Contravention photos 2 & 7 show the permit on the dashboard but unfortunately, it cannot be determined if the permit is for the site and zone the vehicle is parked in, as that information on the permit is obscured by the black glass at the bottom of the windscreen.
An example of the permit instructions is included. The instructions state “2. Peel off the shaded area to expose adhesive holder around circular permit. 3. Attach permit to windscreen using adhesive holder.” If the Appellant had followed these instructions the permit would have remained fully visible to the patrol officer.
In the appeal to One Parking Solution Ltd, the Appellant acknowledges that the permit was not fully and clearly displayed, they also acknowledge that the patrol officer could not determine whether or not the permit was valid.

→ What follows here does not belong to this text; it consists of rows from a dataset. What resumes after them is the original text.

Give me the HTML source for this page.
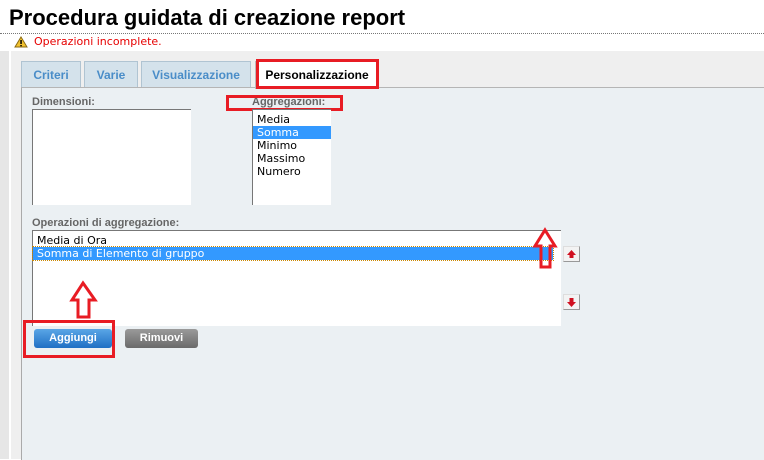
<!DOCTYPE html>
<html><head><meta charset="utf-8"><style>
body{margin:0;width:764px;height:459px;overflow:hidden;background:#fff;font-family:"Liberation Sans",Arial,sans-serif;position:relative}
.a{position:absolute}
h1{position:absolute;left:9px;top:5px;margin:0;font-size:22px;font-weight:bold;letter-spacing:0;color:#000}
.tab{position:absolute;top:61px;height:26px;background:#d4e2eb;border:1px solid #b0c4d2;border-bottom:none;box-sizing:border-box;color:#4a8dc8;font-weight:bold;font-size:12px;line-height:26px;text-align:center}
.lbl{position:absolute;font-size:11px;font-weight:bold;color:#666}
.box{position:absolute;background:#fff;border-top:1px solid #777;border-left:1px solid #777;box-sizing:border-box;font-family:"DejaVu Sans",sans-serif;font-size:11px;color:#000}
.it{height:13px;line-height:13px;padding-left:4px;white-space:nowrap}
.sel{background:#3399ff;color:#fff}
.rb{position:absolute;border:3px solid #e81c24;box-sizing:border-box}
.btn{position:absolute;height:19px;border-radius:3px;color:#fff;font-weight:bold;font-size:11px;line-height:19px;text-align:center}
.ab{position:absolute;width:17px;height:16px;background:#f3f3f3;border:1px solid #999;border-top-color:#ddd;border-left-color:#ddd;box-sizing:border-box}
</style></head><body>
<h1>Procedura guidata di creazione report</h1>
<div class="a" style="left:0;top:33px;width:764px;border-top:1px dotted #777"></div>
<svg class="a" style="left:14px;top:36px" width="14" height="12"><path d="M7 1 L13 11 L1 11 Z" fill="#f2c230" stroke="#8a6a10"/><rect x="6.3" y="4" width="1.5" height="4" fill="#000"/><rect x="6.3" y="9" width="1.5" height="1.3" fill="#000"/></svg>
<div class="a" style="left:34px;top:35px;color:#e60000;font-size:11px;font-family:'DejaVu Sans',sans-serif">Operazioni incomplete.</div>
<div class="a" style="left:0;top:51px;width:9px;height:408px;background:#e6e6e6"></div>
<div class="a" style="left:11px;top:51px;width:753px;height:408px;background:#efefef"></div>
<div class="a" style="left:21px;top:87px;width:743px;height:372px;background:#ebf0f3;border-top:1px solid #b5b5b5;border-left:1px solid #aaa"></div>
<div class="tab" style="left:21px;width:60px">Criteri</div>
<div class="tab" style="left:84px;width:54px">Varie</div>
<div class="tab" style="left:141px;width:110px">Visualizzazione</div>
<div class="tab" style="left:255px;width:124px;height:28px;background:#fff;color:#000;border-color:#bbb">Personalizzazione</div>
<div class="rb" style="left:256px;top:59px;width:123px;height:30px"></div>
<div class="lbl" style="left:32px;top:96px">Dimensioni:</div>
<div class="lbl" style="left:252px;top:96px">Aggregazioni:</div>
<div class="rb" style="left:226px;top:95px;width:117px;height:16px"></div>
<div class="box" style="left:32px;top:109px;width:159px;height:96px"></div>
<div class="box" style="left:252px;top:109px;width:79px;height:96px;padding-top:3px">
<div class="it">Media</div><div class="it sel">Somma</div><div class="it">Minimo</div><div class="it">Massimo</div><div class="it">Numero</div></div>
<div class="lbl" style="left:32px;top:217px">Operazioni di aggregazione:</div>
<div class="box" style="left:32px;top:230px;width:529px;height:96px;padding-top:3px">
<div class="it">Media di Ora</div><div class="it sel" style="margin-right:8px;outline:1px dotted #c80">Somma di Elemento di gruppo</div></div>
<div class="ab" style="left:563px;top:246px"><svg width="15" height="14"><path d="M7.5 3 L12 8 L9.5 8 L9.5 11 L5.5 11 L5.5 8 L3 8 Z" fill="#d01020"/></svg></div>
<div class="ab" style="left:563px;top:294px"><svg width="15" height="14"><path d="M7.5 12 L12 7 L9.5 7 L9.5 3 L5.5 3 L5.5 7 L3 7 Z" fill="#d01020"/></svg></div>
<svg class="a" style="left:68px;top:280px" width="32" height="40"><path d="M15 3 L27 20 L21 20 L21 37 L10 37 L10 20 L4 20 Z" fill="none" stroke="#e81c24" stroke-width="3"/></svg>
<svg class="a" style="left:532px;top:227px" width="28" height="44"><path d="M13 3 L23 19 L18 19 L18 40 L9 40 L9 19 L3 19 Z" fill="none" stroke="#e81c24" stroke-width="3"/></svg>
<div class="btn" style="left:34px;top:329px;width:78px;background:linear-gradient(#5aa6e6,#1f6fc4)">Aggiungi</div>
<div class="btn" style="left:125px;top:329px;width:73px;background:linear-gradient(#9a9a9a,#6a6a6a)">Rimuovi</div>
<div class="rb" style="left:23px;top:320px;width:92px;height:38px"></div>
</body></html>
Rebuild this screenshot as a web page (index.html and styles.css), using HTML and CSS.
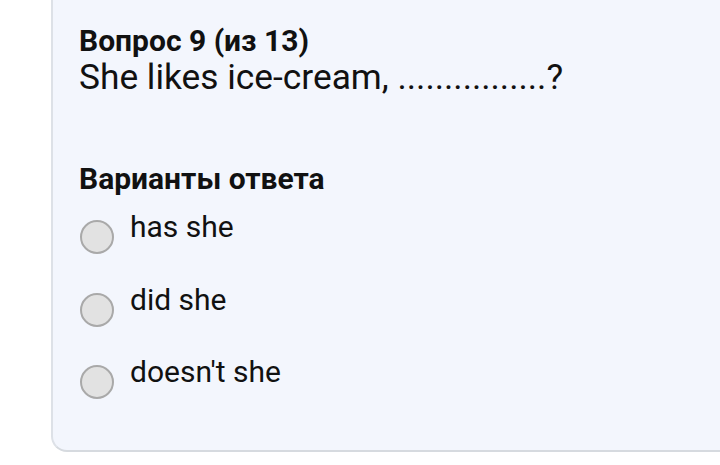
FILE: index.html
```html
<!DOCTYPE html>
<html>
<head>
<meta charset="utf-8">
<link rel="stylesheet" href="styles.css">
</head>
<body>
<div class="card">
  <div class="qnum">Вопрос 9 (из 13)</div>
  <div class="qtext">She likes ice-cream, ................?</div>
  <div class="vlabel">Варианты ответа</div>
  <ul class="options">
    <li class="option"><span class="radio"></span><span class="otext">has she</span></li>
    <li class="option"><span class="radio"></span><span class="otext">did she</span></li>
    <li class="option"><span class="radio"></span><span class="otext">doesn't she</span></li>
  </ul>
</div>
</body>
</html>
```
FILE: styles.css
```css
html, body {
  margin: 0;
  padding: 0;
  background: #ffffff;
}
body {
  font-family: Roboto, "Noto Sans", sans-serif;
  color: #111111;
  width: 720px;
  height: 465px;
  overflow: hidden;
}
.card {
  margin-left: 51px;
  height: 452px;
  box-sizing: border-box;
  background: #f3f6fd;
  border-left: 2px solid #dde1e7;
  border-bottom: 2px solid #d6dadf;
  border-bottom-left-radius: 16px;
  padding: 24px 0 0 26px;
}
.qnum {
  font-weight: 700;
  font-size: 30px;
  line-height: 34px;
}
.qtext {
  font-size: 35.3px;
  line-height: 38px;
}
.vlabel {
  margin-top: 65px;
  font-weight: 700;
  font-size: 30px;
  line-height: 36px;
}
.options {
  list-style: none;
  margin: 12px 0 0 0;
  padding: 0;
}
.option {
  display: flex;
  align-items: flex-start;
  height: 72.5px;
}
.radio {
  width: 34px;
  height: 34px;
  box-sizing: border-box;
  border-radius: 50%;
  background: #e2e2e2;
  border: 2px solid #a9a9a9;
  margin-top: 11px;
  margin-left: 1px;
  flex: none;
}
.otext {
  font-size: 30px;
  line-height: 36px;
  margin-left: 16px;
}
```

The signs on site clearly state that for all permits and all zones parking is permitted for “vehicles fully and clearly displaying a valid … parking permit in the front windscreen…”
As a resident of site, the Appellant should be fully aware of the terms and conditions of parking on the site.
The Appellant states that there is insufficient signage on the site. Site photos are included and demonstrate that in fact there are many signs throughout the site.
It is the driver’s responsibility to ensure they are parked in accordance with the terms. If they are unable to do so they should either, make alternative parking arrangements or otherwise agree to pay a parking charge. If the driver is unsure, our number is on the boards and the signs are BPA approved.
The Appellant states that they are the registered keeper of the vehicle. In the appeal to One Parking Solution Ltd the Appellant declared themselves to be the driver of the vehicle. Not seeking keeper liability as the appellant is clearly the driver.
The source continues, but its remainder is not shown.